For CTOs and tech decision-makers, the concerns are clear: routing proprietary API traffic through external servers introduces data privacy risks, shadow IT challenges, and compliance headaches. Furthermore, enterprise licenses for static domains and team management can quickly become expensive. The solution? Bringing your tunneling infrastructure in-house.
At Nohatek, we specialize in building robust, cloud-native infrastructures. In this comprehensive guide, we will explore how to replace Ngrok by deploying an open-source, Rust-based secure tunnel on Kubernetes. By combining the memory safety and blazing performance of Rust with the unmatched orchestration capabilities of Kubernetes, your team can achieve secure, scalable, and fully controlled API development environments.
The Enterprise Dilemma: Why Move Away from Ngrok?
Third-party tunneling tools are designed for convenience, but that convenience often comes at the cost of control. When evaluating your organization's development pipeline, it is crucial to understand the hidden costs and risks associated with external routing services.
- Data Privacy and Compliance: When you use a public tunnel, your unencrypted API payloads—which may contain sensitive customer data, API keys, or proprietary algorithms—pass through servers you do not control. For companies adhering to strict compliance frameworks like SOC2, HIPAA, or GDPR, this is a significant red flag.
- Cost at Scale: While free tiers exist, enterprise features such as custom domains, SSO integration, and dedicated IP addresses require premium subscriptions that scale linearly with your team size.
- Reliability and Rate Limiting: Public tunnels are subject to aggressive rate limiting.
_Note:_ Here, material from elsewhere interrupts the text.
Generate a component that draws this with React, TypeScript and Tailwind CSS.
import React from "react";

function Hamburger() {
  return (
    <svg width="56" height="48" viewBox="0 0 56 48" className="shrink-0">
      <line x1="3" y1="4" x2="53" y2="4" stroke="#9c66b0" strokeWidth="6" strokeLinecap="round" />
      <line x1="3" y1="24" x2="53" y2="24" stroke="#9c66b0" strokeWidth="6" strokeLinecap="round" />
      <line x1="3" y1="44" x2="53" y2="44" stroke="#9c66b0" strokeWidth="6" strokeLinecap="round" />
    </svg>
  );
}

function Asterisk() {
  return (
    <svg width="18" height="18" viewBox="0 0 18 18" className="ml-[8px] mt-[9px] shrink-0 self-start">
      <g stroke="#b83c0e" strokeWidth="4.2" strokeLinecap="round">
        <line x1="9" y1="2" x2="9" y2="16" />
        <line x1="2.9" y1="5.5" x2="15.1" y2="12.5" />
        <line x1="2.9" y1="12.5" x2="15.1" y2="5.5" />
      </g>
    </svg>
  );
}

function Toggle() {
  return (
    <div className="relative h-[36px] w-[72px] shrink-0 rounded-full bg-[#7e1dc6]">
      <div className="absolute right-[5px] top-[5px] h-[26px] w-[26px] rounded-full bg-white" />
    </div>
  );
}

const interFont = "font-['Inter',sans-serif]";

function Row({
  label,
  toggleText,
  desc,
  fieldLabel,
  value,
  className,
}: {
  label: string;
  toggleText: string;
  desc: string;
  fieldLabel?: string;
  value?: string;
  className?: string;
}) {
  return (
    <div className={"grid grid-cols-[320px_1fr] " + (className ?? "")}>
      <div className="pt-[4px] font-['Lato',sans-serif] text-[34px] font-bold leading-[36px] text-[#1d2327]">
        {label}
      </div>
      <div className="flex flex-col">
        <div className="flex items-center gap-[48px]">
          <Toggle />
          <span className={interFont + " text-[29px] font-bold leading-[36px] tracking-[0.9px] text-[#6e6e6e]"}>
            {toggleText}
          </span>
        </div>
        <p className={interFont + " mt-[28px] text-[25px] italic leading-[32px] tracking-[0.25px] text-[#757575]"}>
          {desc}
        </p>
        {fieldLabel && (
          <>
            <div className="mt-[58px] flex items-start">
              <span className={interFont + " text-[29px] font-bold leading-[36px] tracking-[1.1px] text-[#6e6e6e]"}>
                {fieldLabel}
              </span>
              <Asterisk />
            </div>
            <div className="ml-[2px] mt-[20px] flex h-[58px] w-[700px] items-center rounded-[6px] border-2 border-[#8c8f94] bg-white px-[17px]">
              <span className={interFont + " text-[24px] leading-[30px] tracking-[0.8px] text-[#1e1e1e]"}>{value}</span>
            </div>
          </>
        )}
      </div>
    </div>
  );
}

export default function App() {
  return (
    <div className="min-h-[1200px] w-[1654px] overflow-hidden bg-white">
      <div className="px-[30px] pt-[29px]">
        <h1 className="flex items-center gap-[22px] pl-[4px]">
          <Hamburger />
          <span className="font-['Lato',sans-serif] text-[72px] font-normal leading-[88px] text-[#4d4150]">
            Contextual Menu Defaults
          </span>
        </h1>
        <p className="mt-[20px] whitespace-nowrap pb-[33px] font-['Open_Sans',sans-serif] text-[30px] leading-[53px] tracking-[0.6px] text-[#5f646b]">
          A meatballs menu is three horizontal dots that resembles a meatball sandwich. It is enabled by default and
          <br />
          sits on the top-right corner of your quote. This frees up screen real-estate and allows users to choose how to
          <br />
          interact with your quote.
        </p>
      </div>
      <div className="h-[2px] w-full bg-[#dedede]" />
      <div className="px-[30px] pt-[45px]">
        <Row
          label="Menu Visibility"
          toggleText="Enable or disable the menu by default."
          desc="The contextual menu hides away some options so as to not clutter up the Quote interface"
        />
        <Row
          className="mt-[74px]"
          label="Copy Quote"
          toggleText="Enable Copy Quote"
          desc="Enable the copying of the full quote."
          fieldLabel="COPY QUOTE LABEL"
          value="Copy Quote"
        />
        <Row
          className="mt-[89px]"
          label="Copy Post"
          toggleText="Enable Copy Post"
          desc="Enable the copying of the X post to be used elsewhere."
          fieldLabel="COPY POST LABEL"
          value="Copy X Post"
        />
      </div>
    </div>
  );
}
A sudden spike in webhook traffic during load testing can easily trigger a block, disrupting critical development workflows.
"To build a truly secure development lifecycle, organizations must own the infrastructure where their data lives and transits. Self-hosting your development tunnels is a critical step toward a Zero Trust architecture."
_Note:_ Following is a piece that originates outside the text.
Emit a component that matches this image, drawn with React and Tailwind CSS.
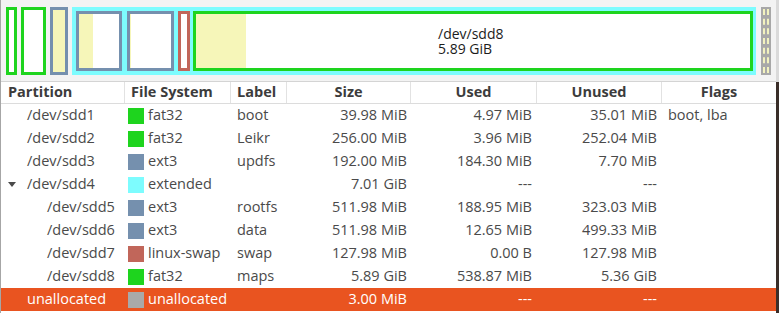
import React from "react";

const FS = {
  fat32: "#1ed41e",
  ext3: "#7590ae",
  "linux-swap": "#c1665a",
  extended: "#7dfcfe",
  unallocated: "#a9a9a9",
};

const ROWS = [
  { part: "/dev/sdd1", depth: 0, fs: "fat32", label: "boot", size: "39.98 MiB", used: "4.97 MiB", unused: "35.01 MiB", flags: "boot, lba" },
  { part: "/dev/sdd2", depth: 0, fs: "fat32", label: "Leikr", size: "256.00 MiB", used: "3.96 MiB", unused: "252.04 MiB" },
  { part: "/dev/sdd3", depth: 0, fs: "ext3", label: "updfs", size: "192.00 MiB", used: "184.30 MiB", unused: "7.70 MiB" },
  { part: "/dev/sdd4", depth: 0, fs: "extended", label: "", size: "7.01 GiB", used: "---", unused: "---", open: true },
  { part: "/dev/sdd5", depth: 1, fs: "ext3", label: "rootfs", size: "511.98 MiB", used: "188.95 MiB", unused: "323.03 MiB" },
  { part: "/dev/sdd6", depth: 1, fs: "ext3", label: "data", size: "511.98 MiB", used: "12.65 MiB", unused: "499.33 MiB" },
  { part: "/dev/sdd7", depth: 1, fs: "linux-swap", label: "swap", size: "127.98 MiB", used: "0.00 B", unused: "127.98 MiB" },
  { part: "/dev/sdd8", depth: 1, fs: "fat32", label: "maps", size: "5.89 GiB", used: "538.87 MiB", unused: "5.36 GiB" },
  { part: "unallocated", depth: 0, fs: "unallocated", label: "", size: "3.00 MiB", used: "---", unused: "---", selected: true },
];

function PartBox({ color, width, fill = 0, children }) {
  return (
    <div
      className="relative h-full border-[3px] bg-white flex shrink-0"
      style={{ width, borderColor: color }}
    >
      {fill > 0 && <div className="h-full bg-[#f6f6b9]" style={{ width: fill }} />}
      {children}
    </div>
  );
}

function Bar() {
  return (
    <div className="h-[82px] flex gap-[4px] pl-[5px] pt-[7px] pb-[6px] border-b border-[#d4d4d4] bg-[#f3f3f3]">
      <PartBox color={FS.fat32} width={11} />
      <PartBox color={FS.fat32} width={25} />
      <PartBox color={FS.ext3} width={18} fill={12} />
      <div className="w-[684px] h-full bg-[#7dfcfe] flex pl-[4px] pr-[3px] py-[4px] shrink-0">
        <PartBox color={FS.ext3} width={46} fill={14} />
        <div className="w-[5px]" />
        <PartBox color={FS.ext3} width={47} fill={1} />
        <div className="w-[4px]" />
        <PartBox color={FS["linux-swap"]} width={12} />
        <div className="w-[3px]" />
        <PartBox color={FS.fat32} width={560} fill={50}>
          <div className="absolute left-[242px] top-[12px] text-[14px] leading-[15px] text-[#1c1c1c]">
            <div>/dev/sdd8</div>
            <div>5.89 GiB</div>
          </div>
        </PartBox>
      </div>
      <div className="ml-[1px] w-[10px] h-full bg-[#a8a8a8] px-[2px] py-[2px] shrink-0">
        <div className="h-full border-x-2 border-dashed border-[#f2f2bf]" />
      </div>
    </div>
  );
}

const COLS = "grid grid-cols-[124px_106px_56px_124px_126px_125px_1fr]";

function Header() {
  const cell = "h-full flex items-center border-r border-[#e2e2e2]";
  return (
    <div className={`${COLS} h-[22px] bg-white border-b border-[#dcdcdc] font-bold text-[14.5px] text-[#3c3c3c]`}>
      <div className={`${cell} pl-[7px]`}>Partition</div>
      <div className={`${cell} pl-[6px]`}>File System</div>
      <div className={`${cell} pl-[6px]`}>Label</div>
      <div className={`${cell} justify-center`}>Size</div>
      <div className={`${cell} justify-center`}>Used</div>
      <div className={`${cell} justify-center`}>Unused</div>
      <div className="h-full flex items-center justify-center">Flags</div>
    </div>
  );
}

function Row({ r }) {
  const sel = r.selected;
  return (
    <div
      className={`${COLS} h-[23px] items-center text-[14.5px] whitespace-nowrap ${
        sel ? "bg-[#e95420] text-white" : "bg-white text-[#4a4a4a]"
      }`}
    >
      <div className={`flex items-center ${r.depth ? "pl-[46px]" : r.open ? "pl-[7px]" : "pl-[26px]"}`}>
        {r.open && (
          <svg width="8" height="6" viewBox="0 0 8 6" className="mr-[11px]">
            <path d="M0 0 L8 0 L4 5 Z" fill="#4a4a4a" />
          </svg>
        )}
        <span>{r.part}</span>
      </div>
      <div className="flex items-center pl-[3px] gap-[4px]">
        <span className="w-[16px] h-[16px] shrink-0" style={{ background: FS[r.fs] }} />
        <span>{r.fs}</span>
      </div>
      <div className="pl-[6px]">{r.label}</div>
      <div className="text-right pr-[4px]">{r.size}</div>
      <div className="text-right pr-[5px]">{r.used}</div>
      <div className="text-right pr-[5px]">{r.unused}</div>
      <div className="pl-[6px]">{r.flags || ""}</div>
    </div>
  );
}

export default function App() {
  return (
    <div className="w-[779px] h-[313px] flex overflow-hidden font-['Open_Sans',sans-serif] leading-none">
      <div className="w-[776px] h-full flex flex-col border-l border-[#a6a6a6] bg-white">
        <Bar />
        <Header />
        {ROWS.map((r) => (
          <Row key={r.part} r={r} />
        ))}
      </div>
      <div className="w-[3px] h-full flex flex-col">
        <div className="h-[82px] bg-[#dadada]" />
        <div className="flex-1 bg-[#3a2e29]" />
      </div>
    </div>
  );
}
By shifting to an open-source alternative, you regain absolute control over your traffic. But why choose Rust as the foundation for this tool? Rust has taken the systems programming world by storm due to its unique ownership model, which guarantees memory safety without a garbage collector. This results in minimal resource consumption, predictable latency, and immunity to entire classes of security vulnerabilities (like buffer overflows). Open-source Rust tunnels, such as Rathole or BoringProxy, offer enterprise-grade throughput while consuming mere megabytes of RAM, making them the perfect candidates for lightweight Kubernetes deployments.
Architecting the Solution on Kubernetes
Deploying a secure tunnel requires two primary components: a Server (running in the cloud to accept public traffic) and a Client (running on the developer's local machine or inside a private CI/CD network). Kubernetes is the ideal environment for hosting the server component due to its native support for high availability, declarative configuration, and seamless traffic routing.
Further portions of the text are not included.